08 mar, 2023 - 20:08 • Lusa
O Ministério Público (MP) publicou um manual de boas práticas que pretende evitar interpretações diferentes sobre o que consubstancia crime de violência doméstica e assim contrariar as taxas de arquivamento e absolvição.
Num documento de 20 páginas, o MP afirma que "subsistem impasses interpretativos" na "adequada e correta identificação do(s) bem(ns) jurídico(s) tutelado(s) pela norma incriminadora" relativa à violência doméstica, nomeadamente o artigo 152.º do Código Penal.
"Não raras vezes, as decisões de arquivamento proferidas no inquérito, embora confirmem os indícios factuais, concluem que os factos não são "suficientemente graves", "não revelam intensidade", constituem "um ato isolado", sendo, por isso, inaptos a atingir a dignidade da pessoa humana, muitas vezes sem que na decisão sejam enunciadas as especificidades do caso concreto ou se atente nas características pessoais dos envolvidos", lê-se no enquadramento do documento.

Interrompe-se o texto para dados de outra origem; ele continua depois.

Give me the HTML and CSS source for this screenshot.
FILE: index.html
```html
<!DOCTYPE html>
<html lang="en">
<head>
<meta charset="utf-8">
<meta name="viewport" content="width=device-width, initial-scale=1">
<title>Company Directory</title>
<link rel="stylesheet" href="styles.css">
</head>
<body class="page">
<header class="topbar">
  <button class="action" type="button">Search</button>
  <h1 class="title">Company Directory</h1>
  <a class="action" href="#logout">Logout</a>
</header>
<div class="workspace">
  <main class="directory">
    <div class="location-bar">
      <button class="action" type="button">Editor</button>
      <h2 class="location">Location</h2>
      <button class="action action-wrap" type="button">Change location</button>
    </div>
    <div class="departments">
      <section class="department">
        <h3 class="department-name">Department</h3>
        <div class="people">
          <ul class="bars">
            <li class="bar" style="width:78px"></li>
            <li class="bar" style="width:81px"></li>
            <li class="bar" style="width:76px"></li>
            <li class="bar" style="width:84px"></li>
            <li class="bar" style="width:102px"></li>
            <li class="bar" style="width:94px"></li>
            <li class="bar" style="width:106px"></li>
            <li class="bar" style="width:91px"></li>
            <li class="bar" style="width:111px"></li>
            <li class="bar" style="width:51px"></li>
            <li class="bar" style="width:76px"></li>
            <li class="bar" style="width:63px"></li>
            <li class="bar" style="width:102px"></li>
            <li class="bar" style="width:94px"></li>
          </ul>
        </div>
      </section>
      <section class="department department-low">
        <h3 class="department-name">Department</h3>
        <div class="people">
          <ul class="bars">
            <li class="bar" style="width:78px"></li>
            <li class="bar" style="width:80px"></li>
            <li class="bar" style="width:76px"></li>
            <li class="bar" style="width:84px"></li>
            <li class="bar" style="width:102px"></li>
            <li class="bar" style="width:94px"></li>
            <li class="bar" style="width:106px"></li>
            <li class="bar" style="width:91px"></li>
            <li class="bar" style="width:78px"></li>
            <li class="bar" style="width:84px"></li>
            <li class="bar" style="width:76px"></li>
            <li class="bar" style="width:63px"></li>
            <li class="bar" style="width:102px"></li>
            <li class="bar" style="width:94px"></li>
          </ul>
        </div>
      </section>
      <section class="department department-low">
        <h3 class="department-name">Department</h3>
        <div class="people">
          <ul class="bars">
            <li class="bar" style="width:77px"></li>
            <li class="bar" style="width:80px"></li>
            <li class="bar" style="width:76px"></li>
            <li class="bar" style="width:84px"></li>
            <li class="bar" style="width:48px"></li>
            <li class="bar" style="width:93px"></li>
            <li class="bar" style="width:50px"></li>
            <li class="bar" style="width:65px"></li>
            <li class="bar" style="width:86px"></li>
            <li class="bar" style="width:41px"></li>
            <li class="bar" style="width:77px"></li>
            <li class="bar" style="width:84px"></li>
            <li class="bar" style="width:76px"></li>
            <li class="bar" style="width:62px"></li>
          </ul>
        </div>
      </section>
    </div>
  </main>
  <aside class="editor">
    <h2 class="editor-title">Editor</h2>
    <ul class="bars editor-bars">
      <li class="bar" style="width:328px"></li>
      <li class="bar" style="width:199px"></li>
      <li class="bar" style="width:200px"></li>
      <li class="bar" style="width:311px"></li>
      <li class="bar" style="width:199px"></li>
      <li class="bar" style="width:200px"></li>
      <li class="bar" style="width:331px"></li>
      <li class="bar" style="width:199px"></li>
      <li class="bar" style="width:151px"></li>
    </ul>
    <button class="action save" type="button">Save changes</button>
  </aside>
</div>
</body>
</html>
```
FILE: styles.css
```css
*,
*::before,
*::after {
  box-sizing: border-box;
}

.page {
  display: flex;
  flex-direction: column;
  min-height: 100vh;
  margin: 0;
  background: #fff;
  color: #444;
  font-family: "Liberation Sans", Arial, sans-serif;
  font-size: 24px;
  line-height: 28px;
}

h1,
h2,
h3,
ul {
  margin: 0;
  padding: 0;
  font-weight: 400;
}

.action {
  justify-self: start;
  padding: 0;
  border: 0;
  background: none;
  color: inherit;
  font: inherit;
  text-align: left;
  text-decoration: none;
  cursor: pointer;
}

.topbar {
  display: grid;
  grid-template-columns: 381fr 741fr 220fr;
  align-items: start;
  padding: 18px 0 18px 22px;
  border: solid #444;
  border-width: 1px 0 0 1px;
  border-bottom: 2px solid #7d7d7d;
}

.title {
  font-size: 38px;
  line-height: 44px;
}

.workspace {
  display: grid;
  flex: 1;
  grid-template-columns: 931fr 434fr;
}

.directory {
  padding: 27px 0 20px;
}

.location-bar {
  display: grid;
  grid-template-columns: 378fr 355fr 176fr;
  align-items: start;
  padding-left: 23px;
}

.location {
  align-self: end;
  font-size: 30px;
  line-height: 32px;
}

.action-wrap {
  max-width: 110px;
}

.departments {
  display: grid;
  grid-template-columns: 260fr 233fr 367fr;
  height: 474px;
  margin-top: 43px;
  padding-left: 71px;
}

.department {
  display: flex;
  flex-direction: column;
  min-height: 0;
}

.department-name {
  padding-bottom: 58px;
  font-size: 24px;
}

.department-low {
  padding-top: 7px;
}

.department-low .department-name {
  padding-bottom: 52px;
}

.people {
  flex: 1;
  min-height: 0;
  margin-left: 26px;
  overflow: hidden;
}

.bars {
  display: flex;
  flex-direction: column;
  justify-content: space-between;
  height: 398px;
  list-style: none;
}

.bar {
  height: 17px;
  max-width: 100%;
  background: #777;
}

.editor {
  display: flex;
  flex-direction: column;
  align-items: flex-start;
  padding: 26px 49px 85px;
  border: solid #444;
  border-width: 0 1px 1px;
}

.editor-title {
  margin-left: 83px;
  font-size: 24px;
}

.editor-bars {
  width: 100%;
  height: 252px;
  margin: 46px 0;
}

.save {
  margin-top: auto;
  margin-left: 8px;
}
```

O MP acrescenta que esta apreciação dos factos "fundamenta, expressa ou implicitamente, decisões de desqualificação jurídica dos factos para crimes de natureza semi-pública ou particular e, consequentemente decisões de arquivamento".

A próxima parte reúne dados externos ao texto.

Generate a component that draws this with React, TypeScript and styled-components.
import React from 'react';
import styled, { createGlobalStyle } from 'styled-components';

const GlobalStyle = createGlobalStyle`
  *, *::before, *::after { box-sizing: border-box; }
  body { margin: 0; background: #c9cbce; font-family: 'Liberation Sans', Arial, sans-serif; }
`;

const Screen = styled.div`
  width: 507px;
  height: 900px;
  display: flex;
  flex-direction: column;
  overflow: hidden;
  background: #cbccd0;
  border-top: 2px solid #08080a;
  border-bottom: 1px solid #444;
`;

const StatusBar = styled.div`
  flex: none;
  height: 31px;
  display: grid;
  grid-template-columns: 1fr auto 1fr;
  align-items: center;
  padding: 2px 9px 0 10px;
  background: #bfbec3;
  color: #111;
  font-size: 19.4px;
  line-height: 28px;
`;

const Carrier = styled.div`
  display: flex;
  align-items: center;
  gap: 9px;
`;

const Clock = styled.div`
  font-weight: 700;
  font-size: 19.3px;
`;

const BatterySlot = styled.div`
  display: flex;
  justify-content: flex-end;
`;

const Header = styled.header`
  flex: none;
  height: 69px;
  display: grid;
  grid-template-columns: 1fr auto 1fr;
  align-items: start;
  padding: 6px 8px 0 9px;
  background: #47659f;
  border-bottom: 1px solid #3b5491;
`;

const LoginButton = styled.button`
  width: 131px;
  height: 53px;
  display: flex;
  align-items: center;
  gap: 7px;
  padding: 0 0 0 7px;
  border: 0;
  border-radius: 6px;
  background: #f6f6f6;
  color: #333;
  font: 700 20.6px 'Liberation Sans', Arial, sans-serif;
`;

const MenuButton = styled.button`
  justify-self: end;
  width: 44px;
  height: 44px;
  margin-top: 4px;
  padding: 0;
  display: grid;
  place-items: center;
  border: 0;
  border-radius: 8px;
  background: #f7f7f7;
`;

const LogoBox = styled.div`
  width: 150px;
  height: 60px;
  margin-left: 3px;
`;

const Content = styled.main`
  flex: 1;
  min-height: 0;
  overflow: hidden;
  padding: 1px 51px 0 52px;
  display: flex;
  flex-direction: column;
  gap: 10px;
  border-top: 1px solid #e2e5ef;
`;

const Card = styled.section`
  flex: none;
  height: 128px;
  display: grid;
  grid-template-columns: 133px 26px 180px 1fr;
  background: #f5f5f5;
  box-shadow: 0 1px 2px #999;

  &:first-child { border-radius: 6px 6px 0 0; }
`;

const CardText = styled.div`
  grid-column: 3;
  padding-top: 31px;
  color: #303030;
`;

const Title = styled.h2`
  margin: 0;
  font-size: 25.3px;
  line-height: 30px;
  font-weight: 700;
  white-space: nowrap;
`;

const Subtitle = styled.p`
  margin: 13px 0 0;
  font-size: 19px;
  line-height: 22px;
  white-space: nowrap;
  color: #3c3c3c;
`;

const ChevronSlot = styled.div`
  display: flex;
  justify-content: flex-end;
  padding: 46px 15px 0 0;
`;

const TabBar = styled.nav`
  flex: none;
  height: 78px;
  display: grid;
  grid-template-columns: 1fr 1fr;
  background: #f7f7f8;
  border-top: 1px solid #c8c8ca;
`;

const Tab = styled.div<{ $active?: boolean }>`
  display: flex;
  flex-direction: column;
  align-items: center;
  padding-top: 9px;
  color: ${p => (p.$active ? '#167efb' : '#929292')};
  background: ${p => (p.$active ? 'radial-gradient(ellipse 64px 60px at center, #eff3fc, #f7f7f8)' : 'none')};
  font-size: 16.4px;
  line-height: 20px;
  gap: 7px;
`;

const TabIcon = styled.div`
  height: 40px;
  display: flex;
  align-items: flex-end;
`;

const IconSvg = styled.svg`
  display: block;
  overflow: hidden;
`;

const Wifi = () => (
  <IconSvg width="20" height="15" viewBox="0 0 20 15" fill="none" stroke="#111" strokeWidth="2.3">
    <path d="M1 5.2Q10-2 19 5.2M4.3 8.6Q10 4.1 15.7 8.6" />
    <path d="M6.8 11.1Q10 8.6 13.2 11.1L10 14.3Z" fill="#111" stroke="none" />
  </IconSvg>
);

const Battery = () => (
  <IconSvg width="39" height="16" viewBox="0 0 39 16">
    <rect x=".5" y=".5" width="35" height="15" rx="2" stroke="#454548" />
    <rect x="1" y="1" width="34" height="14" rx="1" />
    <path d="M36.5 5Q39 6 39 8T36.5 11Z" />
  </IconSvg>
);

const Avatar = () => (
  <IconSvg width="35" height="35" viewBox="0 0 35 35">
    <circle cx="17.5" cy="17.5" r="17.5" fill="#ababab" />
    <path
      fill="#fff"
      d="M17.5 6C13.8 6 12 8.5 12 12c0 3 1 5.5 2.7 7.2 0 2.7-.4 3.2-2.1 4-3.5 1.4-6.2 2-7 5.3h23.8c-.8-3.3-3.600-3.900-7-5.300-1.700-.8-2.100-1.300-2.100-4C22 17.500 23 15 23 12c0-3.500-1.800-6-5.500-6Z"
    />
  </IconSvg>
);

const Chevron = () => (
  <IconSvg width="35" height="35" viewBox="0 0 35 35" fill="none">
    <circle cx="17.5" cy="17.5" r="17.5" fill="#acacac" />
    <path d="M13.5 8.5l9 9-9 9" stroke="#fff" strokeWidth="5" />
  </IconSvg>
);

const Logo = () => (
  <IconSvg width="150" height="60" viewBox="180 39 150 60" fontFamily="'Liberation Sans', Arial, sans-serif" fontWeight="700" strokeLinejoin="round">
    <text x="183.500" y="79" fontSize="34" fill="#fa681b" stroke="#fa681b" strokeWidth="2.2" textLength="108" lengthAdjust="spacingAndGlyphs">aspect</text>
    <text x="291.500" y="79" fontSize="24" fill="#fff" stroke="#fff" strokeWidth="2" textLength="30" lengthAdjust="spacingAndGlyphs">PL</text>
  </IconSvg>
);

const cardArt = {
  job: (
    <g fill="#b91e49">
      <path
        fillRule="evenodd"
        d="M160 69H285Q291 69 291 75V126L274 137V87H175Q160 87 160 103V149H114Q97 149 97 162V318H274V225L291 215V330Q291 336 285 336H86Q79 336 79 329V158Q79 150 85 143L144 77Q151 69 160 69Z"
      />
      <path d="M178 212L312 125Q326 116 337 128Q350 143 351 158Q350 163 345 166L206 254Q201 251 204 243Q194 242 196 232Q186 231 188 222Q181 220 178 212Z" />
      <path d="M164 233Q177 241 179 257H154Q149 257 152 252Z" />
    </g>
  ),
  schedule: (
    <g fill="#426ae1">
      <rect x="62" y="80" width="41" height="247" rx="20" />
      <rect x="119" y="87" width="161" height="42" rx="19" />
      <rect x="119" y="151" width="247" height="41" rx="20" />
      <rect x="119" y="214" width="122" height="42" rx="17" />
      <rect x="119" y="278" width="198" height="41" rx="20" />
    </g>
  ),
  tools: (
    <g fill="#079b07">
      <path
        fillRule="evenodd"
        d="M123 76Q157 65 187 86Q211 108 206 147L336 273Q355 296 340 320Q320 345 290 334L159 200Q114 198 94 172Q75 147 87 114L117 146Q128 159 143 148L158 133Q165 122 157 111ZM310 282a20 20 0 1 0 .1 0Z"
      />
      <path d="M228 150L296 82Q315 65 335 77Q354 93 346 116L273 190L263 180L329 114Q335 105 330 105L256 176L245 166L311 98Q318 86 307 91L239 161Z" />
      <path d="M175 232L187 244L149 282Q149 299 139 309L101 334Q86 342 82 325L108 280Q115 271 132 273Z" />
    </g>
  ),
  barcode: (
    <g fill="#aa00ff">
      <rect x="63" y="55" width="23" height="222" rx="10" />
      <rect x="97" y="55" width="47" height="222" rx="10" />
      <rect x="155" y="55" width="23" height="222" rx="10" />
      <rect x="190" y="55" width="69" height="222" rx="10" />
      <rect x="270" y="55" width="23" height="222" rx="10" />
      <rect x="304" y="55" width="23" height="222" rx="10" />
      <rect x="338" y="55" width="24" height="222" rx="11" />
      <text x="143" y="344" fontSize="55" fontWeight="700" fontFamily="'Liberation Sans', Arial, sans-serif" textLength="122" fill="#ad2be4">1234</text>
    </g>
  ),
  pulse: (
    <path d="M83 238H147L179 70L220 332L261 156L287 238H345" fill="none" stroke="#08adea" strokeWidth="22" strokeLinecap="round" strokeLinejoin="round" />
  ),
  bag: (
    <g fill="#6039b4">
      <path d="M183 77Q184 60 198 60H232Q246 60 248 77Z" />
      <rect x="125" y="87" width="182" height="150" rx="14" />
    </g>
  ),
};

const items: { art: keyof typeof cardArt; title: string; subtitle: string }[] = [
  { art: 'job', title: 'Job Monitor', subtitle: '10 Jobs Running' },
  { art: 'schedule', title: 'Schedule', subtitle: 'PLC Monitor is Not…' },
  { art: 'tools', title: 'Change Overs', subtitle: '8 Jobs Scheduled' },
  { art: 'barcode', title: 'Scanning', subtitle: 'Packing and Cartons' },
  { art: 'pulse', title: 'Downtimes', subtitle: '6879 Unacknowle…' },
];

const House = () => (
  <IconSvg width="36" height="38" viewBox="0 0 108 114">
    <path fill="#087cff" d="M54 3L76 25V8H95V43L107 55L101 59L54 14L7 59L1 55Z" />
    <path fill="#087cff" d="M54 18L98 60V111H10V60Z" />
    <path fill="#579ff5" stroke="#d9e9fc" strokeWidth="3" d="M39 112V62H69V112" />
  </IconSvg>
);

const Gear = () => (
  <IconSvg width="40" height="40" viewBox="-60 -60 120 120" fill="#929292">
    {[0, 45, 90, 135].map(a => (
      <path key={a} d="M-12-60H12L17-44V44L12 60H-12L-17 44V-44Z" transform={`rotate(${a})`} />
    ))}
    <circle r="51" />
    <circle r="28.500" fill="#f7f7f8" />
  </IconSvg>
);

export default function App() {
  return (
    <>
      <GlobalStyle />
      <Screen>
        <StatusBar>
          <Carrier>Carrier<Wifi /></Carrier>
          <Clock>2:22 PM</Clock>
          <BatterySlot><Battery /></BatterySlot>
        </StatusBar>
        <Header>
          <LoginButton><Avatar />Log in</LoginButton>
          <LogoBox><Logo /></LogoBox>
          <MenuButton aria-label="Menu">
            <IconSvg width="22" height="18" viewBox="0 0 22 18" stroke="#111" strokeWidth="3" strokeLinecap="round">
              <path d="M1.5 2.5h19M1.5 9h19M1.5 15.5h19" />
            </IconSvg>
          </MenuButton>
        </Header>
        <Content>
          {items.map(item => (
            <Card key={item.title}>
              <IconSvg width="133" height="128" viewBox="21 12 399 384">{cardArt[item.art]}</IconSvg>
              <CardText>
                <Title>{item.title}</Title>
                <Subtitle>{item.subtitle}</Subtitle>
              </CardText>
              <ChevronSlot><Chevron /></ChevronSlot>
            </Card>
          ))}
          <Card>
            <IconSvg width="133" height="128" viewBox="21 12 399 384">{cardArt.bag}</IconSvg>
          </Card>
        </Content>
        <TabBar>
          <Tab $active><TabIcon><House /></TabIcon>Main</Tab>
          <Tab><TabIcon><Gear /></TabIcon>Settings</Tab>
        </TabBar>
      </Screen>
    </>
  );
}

A nota explica ainda que a decisão de desqualificação jurídica "determina decisões de aplicação do instituto da suspensão provisória do processo, nas quais a vítima, por não ser assistente, não tem qualquer participação, sendo, quase sempre, surpreendida com decisão que apenas envolveu a tomada de posição de um dos sujeitos processuais - a pessoa agressora".
"É, assim, patente a inexistência de uniformidade decisória do Ministério Público, com necessário e potencial impacto nos índices estatísticos de arquivamento e, de igual modo, nas taxas anuais de absolvição", conclui a nota.
O documento aponta para a rejeição e valoração de conceitos como intensidade, reiteração, ato isolado ou gravidade, pedindo aos procuradores um "olhar rigoroso e atento" que "liminarmente se distancie" destes conceitos e que considerem como "desadequadas, desatualizadas e de potencial incompreensibilidade face ao fenómeno as posições que, isoladamente ou em complemento de outras considerações, reconduzem, em exclusivo, como critério diferenciador e de triagem, a dignidade da pessoa humana".
A nota do MP aponta que as boas práticas no âmbito dos crimes de violência doméstica são as que seguem uma interpretação segundo a qual "o crime de violência doméstica visa proteger muito mais do que a soma dos bens jurídicos tutelados pelos diversos ilícitos típicos que o podem preenche".
"Constitui, pois, boa prática interpretativa o entendimento segundo o qual o bem jurídico a proteger está também intimamente relacionado com o núcleo dos vínculos que se estabelecem no seio familiar e doméstico, e ainda em todas as relações de confiança tuteladas pela norma incriminadora", acrescenta o MP.
A este propósito, a nota refere, por exemplo, que um murro desferido num contexto de uma prova desportiva entre estranhos que previsivelmente não voltarão a ter qualquer tipo de contacto entre si não pode ser valorizado da mesma forma que um murro desferido num contexto doméstico, de ambiente familiar, onde o ato tem o potencial de "abalar as bases de confiança em que se funda aquela relação familiar ou a convivência doméstica".
Uma agressão física em contexto doméstico "semeia o medo, a desconfiança, a insegurança, sentimentos que são contrários àqueles que são costumeiros no seio familiar, primeiro e último reduto de proteção do indivíduo" e pode "abalar irremediavelmente a confiança da vítima no seu agressor", escreve o MP, que acrescenta que esta é uma "específica dimensão" que só tem enquadramento jurídico na norma legal relativa à violência doméstica.
A nota indica ainda que "para o exercício responsável e eficaz das atribuições do MP enquanto titular da ação penal, constitui boa prática de atuação funcional a pronúncia expressa, face ao caso concreto, dos fundamentos de facto e de direito que determinam a desqualificação dos indícios pelo crime de violência doméstica e a integração da factualidade noutros tipos penais".